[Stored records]
# # # #
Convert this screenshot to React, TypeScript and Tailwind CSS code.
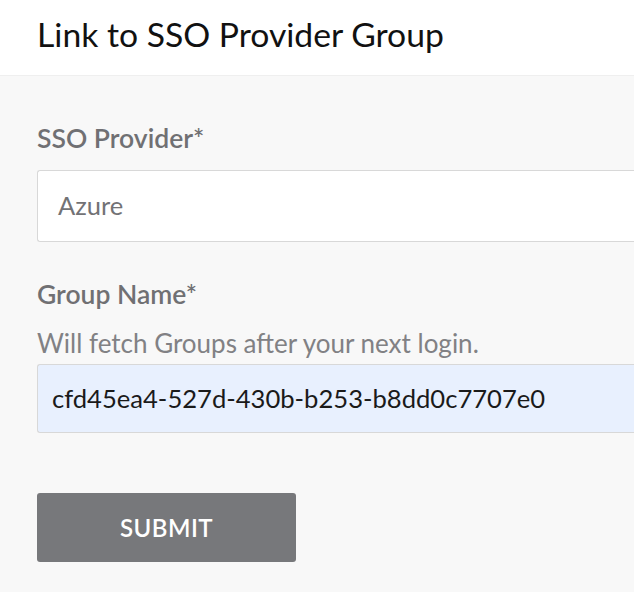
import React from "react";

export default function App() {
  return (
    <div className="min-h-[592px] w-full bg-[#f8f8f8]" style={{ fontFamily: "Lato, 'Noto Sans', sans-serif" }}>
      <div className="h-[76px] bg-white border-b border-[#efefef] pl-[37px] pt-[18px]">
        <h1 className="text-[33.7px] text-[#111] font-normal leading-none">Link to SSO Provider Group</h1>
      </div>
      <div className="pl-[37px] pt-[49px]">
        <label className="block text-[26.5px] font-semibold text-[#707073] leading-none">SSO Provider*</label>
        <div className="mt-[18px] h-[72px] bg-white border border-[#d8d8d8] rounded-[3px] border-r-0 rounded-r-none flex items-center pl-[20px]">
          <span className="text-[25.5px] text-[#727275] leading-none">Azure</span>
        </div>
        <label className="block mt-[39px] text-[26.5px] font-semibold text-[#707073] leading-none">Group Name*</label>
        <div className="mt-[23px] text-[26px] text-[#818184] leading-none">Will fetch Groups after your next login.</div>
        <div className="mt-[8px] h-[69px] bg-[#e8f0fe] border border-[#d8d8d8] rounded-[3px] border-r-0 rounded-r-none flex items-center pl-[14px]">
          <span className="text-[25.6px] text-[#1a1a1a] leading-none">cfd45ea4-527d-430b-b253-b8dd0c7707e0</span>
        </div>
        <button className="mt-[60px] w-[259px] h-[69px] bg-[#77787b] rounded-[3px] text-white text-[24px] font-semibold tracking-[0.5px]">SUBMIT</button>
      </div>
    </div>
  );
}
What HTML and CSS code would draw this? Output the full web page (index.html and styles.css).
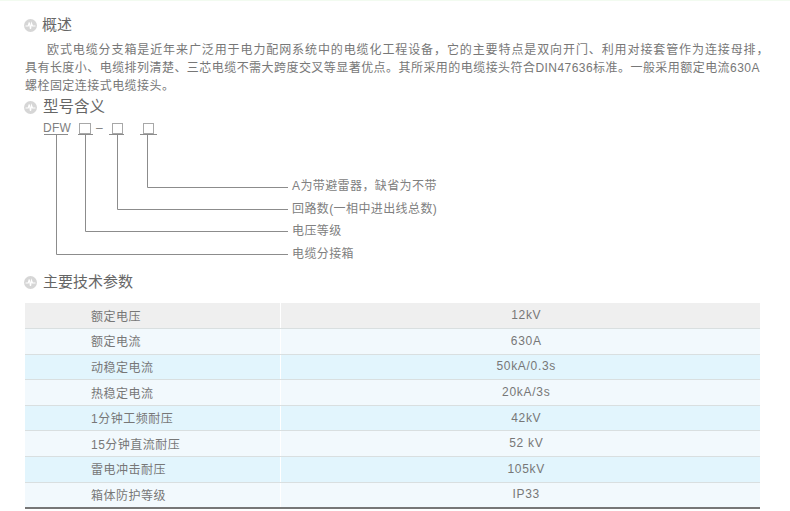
# # # #
__Job__:
Which lines contain the word "full"? Copy each one.

__Exercise solution__:
    <div className="min-h-[592px] w-full bg-[#f8f8f8]" style={{ fontFamily: "Lato, 'Noto Sans', sans-serif" }}>
What HTML and CSS code would draw this? Output the full web page (index.html and styles.css).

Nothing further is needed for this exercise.